Al día siguiente llegué temprano a la oficina y me encerré en el baño a llorar. Me sentía cobarde por no atreverme a cambiar mi vida, pero también agotada por cargar sola con todo. ¿Por qué nadie habla de esto? ¿Por qué nos enseñan a callar y aguantar?
El trabajo se volvió mi refugio y mi condena. Aquí nadie me juzga si llego tarde o si no sonrío todo el tiempo. Aquí puedo ser solo Mariana, sin etiquetas ni reproches. Pero también aquí me doy cuenta de lo sola que estoy.
Una tarde, mientras revisaba unos papeles, recibí un mensaje inesperado:
—Mamá, ¿vas a venir hoy? Te extraño —era Emilia.
Sentí una punzada en el pecho. ¿En qué momento empecé a huir también de mis hijos? ¿Cuándo dejé de ser la mamá presente para convertirme en una sombra que solo aparece cuando todos duermen?
Esa noche llegué temprano a casa. Emilia corrió a abrazarme y Mateo me mostró su dibujo del día. Julián apenas levantó la vista del televisor.
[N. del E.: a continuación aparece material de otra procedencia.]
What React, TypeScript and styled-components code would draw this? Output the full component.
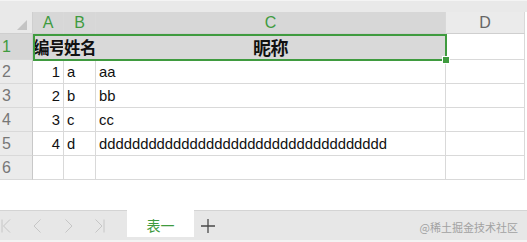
import React from "react";
import styled, { createGlobalStyle } from "styled-components";

const GREEN = "#3f9b3f";
const GRID = "#d9d9d9";

const GlobalStyle = createGlobalStyle`
  html, body {
    margin: 0;
    padding: 0;
    background: #ffffff;
  }
  * {
    box-sizing: border-box;
  }
`;

const Page = styled.div`
  width: 527px;
  height: 242px;
  display: flex;
  flex-direction: column;
  overflow: hidden;
  font-family: "Liberation Sans", "Noto Sans CJK SC", sans-serif;
`;

const TopStrip = styled.div`
  height: 12px;
  background: #e9e9e9;
  border-top: 1px solid #f4f4f4;
`;

const SheetWrap = styled.div`
  position: relative;
  width: 525px;
`;

const Sheet = styled.div`
  display: grid;
  grid-template-columns: 33px 31px 32px 350px 79px;
  grid-template-rows: 22px 26px repeat(5, 24px);
`;

const Corner = styled.div`
  position: relative;
  background: #e9e9e9;
  border-right: 1px solid #cfcfcf;
  border-bottom: 1px solid #cfcfcf;

  &::after {
    content: "";
    position: absolute;
    right: 5px;
    bottom: 3px;
    border-left: 10px solid transparent;
    border-bottom: 10px solid #c4c4c4;
  }
`;

const ColHead = styled.div<{ $selected?: boolean }>`
  display: flex;
  align-items: center;
  justify-content: center;
  background: ${(p) => (p.$selected ? "#d7d7d7" : "#ebebeb")};
  color: ${(p) => (p.$selected ? GREEN : "#666666")};
  border-right: 1px solid ${GRID};
  border-bottom: 1px solid #cfcfcf;
  font-family: "Liberation Sans", sans-serif;
  font-size: 16px;
  padding-top: 1px;
`;

const RowHead = styled.div<{ $selected?: boolean }>`
  display: flex;
  align-items: center;
  padding-left: 2px;
  background: ${(p) => (p.$selected ? "#d7d7d7" : "#ebebeb")};
  color: ${(p) => (p.$selected ? GREEN : "#777777")};
  border-right: 1px solid #c8c8c8;
  border-bottom: 1px solid ${GRID};
  font-size: 16px;
`;

const Cell = styled.div<{
  $align?: "left" | "right" | "center";
  $selected?: boolean;
  $head?: boolean;
  $size?: number;
}>`
  display: flex;
  align-items: center;
  justify-content: ${(p) =>
    p.$align === "right" ? "flex-end" : p.$align === "center" ? "center" : "flex-start"};
  padding: 0 ${(p) => (p.$head ? "0" : "3px")};
  background: ${(p) => (p.$selected ? "#d9d9d9" : "#ffffff")};
  border-right: 1px solid ${(p) => (p.$selected ? "#d9d9d9" : GRID)};
  border-bottom: 1px solid ${GRID};
  color: #111111;
  font-family: ${(p) =>
    p.$head
      ? `"Noto Sans CJK SC", sans-serif`
      : `"Liberation Sans", "Noto Sans CJK SC", sans-serif`};
  font-weight: ${(p) => (p.$head ? 700 : 400)};
  font-size: ${(p) => p.$size ?? 14.8}px;
  white-space: nowrap;
  overflow: ${(p) => (p.$head ? "hidden" : "visible")};
  letter-spacing: ${(p) => (p.$head ? "-0.5px" : "0")};
`;

const Selection = styled.div`
  position: absolute;
  left: 33px;
  top: 22px;
  width: 414px;
  height: 27px;
  border: 2px solid ${GREEN};
  pointer-events: none;
`;

const Handle = styled.div`
  position: absolute;
  right: -4px;
  bottom: -4px;
  width: 6px;
  height: 6px;
  background: ${GREEN};
  border: 1px solid #ffffff;
  box-sizing: content-box;
  margin: -1px;
`;

const Blank = styled.div`
  height: 30px;
  background: #ffffff;
`;

const TabBar = styled.div`
  height: 30px;
  display: flex;
  align-items: stretch;
  background: #e7e7e7;
  border-top: 1px solid #d4d4d4;
`;

const Nav = styled.div`
  width: 127px;
  display: flex;
  align-items: center;
  gap: 20px;
  padding-left: 1px;
`;

const NavIcon = styled.svg`
  width: 11px;
  height: 16px;
  stroke: #c6c6c6;
  stroke-width: 1;
  fill: none;
`;

const SheetTab = styled.div`
  width: 67px;
  display: flex;
  align-items: center;
  justify-content: center;
  background: #ffffff;
  margin-bottom: 3px;
  margin-top: -1px;
  color: ${GREEN};
  font-family: "Noto Sans CJK SC", sans-serif;
  font-size: 14px;
  padding-top: 2px;
`;

const AddTab = styled.div`
  width: 28px;
  display: flex;
  align-items: center;
  justify-content: center;
`;

const Spacer = styled.div`
  flex: 1;
`;

const Watermark = styled.div`
  display: flex;
  align-items: center;
  padding-right: 9px;
  padding-top: 3px;
  color: #a2a2a2;
  font-family: "Noto Sans CJK SC", sans-serif;
  font-size: 11px;
`;

const BottomStrip = styled.div`
  height: 2px;
  background: #f3f3f3;
`;

const rows = [
  { n: 2, id: "1", name: "a", nick: "aa" },
  { n: 3, id: "2", name: "b", nick: "bb" },
  { n: 4, id: "3", name: "c", nick: "cc" },
  { n: 5, id: "4", name: "d", nick: "d".repeat(35) },
];

const App = () => {
  return (
    <>
      <GlobalStyle />
      <Page>
        <TopStrip />
        <SheetWrap>
          <Sheet>
            <Corner />
            <ColHead $selected>A</ColHead>
            <ColHead $selected>B</ColHead>
            <ColHead $selected>C</ColHead>
            <ColHead>D</ColHead>

            <RowHead $selected>1</RowHead>
            <Cell $selected $head $size={16.5}>编号</Cell>
            <Cell $selected $head $size={16.5}>姓名</Cell>
            <Cell $selected $head $align="center" $size={18}>
              昵称
            </Cell>
            <Cell />

            {rows.map((r) => (
              <React.Fragment key={r.n}>
                <RowHead>{r.n}</RowHead>
                <Cell $align="right">{r.id}</Cell>
                <Cell>{r.name}</Cell>
                <Cell>{r.nick}</Cell>
                <Cell />
              </React.Fragment>
            ))}

            <RowHead>6</RowHead>
            <Cell />
            <Cell />
            <Cell />
            <Cell />
          </Sheet>
          <Selection>
            <Handle />
          </Selection>
        </SheetWrap>
        <Blank />
        <TabBar>
          <Nav>
            <NavIcon viewBox="0 0 11 16">
              <path d="M1 1.5 V14.5 M9 1.5 L2.5 8 L9 14.5" />
            </NavIcon>
            <NavIcon viewBox="0 0 11 16">
              <path d="M8.5 1.5 L2 8 L8.5 14.5" />
            </NavIcon>
            <NavIcon viewBox="0 0 11 16">
              <path d="M2.5 1.5 L9 8 L2.5 14.5" />
            </NavIcon>
            <NavIcon viewBox="0 0 11 16">
              <path d="M1.5 1.5 L8 8 L1.5 14.5 M10 1.5 V14.5" />
            </NavIcon>
          </Nav>
          <SheetTab>表一</SheetTab>
          <AddTab>
            <svg width="16" height="16" viewBox="0 0 16 16">
              <path d="M8 1 V15 M1 8 H15" stroke="#4a4a4a" strokeWidth="1.3" />
            </svg>
          </AddTab>
          <Spacer />
          <Watermark>@稀土掘金技术社区</Watermark>
        </TabBar>
        <BottomStrip />
      </Page>
    </>
  );
};

export default App;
—¿Ya cenaste? —preguntó sin emoción.
—No —respondí—. ¿Cenamos juntos?
Él asintió con desgano. Durante la cena reinó el silencio incómodo de siempre. Pero esta vez decidí romperlo:
—Julián, creo que necesitamos ayuda. No podemos seguir así.
Él me miró sorprendido, como si nunca hubiera considerado esa posibilidad.
—¿Ayuda? ¿De quién?
—De alguien que nos escuche… juntos o separados —dije con voz temblorosa.
No respondió. Terminó su comida y se fue al cuarto sin decir nada más.
Esa noche no dormí. Pensé en todas las veces que preferí quedarme en la oficina solo para evitar enfrentar lo que pasa en casa. Pensé en mis hijos, en mi propia felicidad y en lo injusto que es vivir con miedo al conflicto.
Al día siguiente busqué información sobre terapia familiar y escribí una carta para Julián. No sé si la leerá o si servirá de algo, pero al menos ya no quiero seguir escondiéndome.
Hoy escribo esto desde mi escritorio, mirando por la ventana cómo cae la lluvia sobre la ciudad. Me pregunto cuántas mujeres estarán ahora mismo escondiéndose en sus trabajos para no enfrentar lo que duele en casa.
¿Hasta cuándo vamos a normalizar el sufrimiento silencioso? ¿Cuándo vamos a atrevernos a buscar nuestra propia paz sin sentir culpa?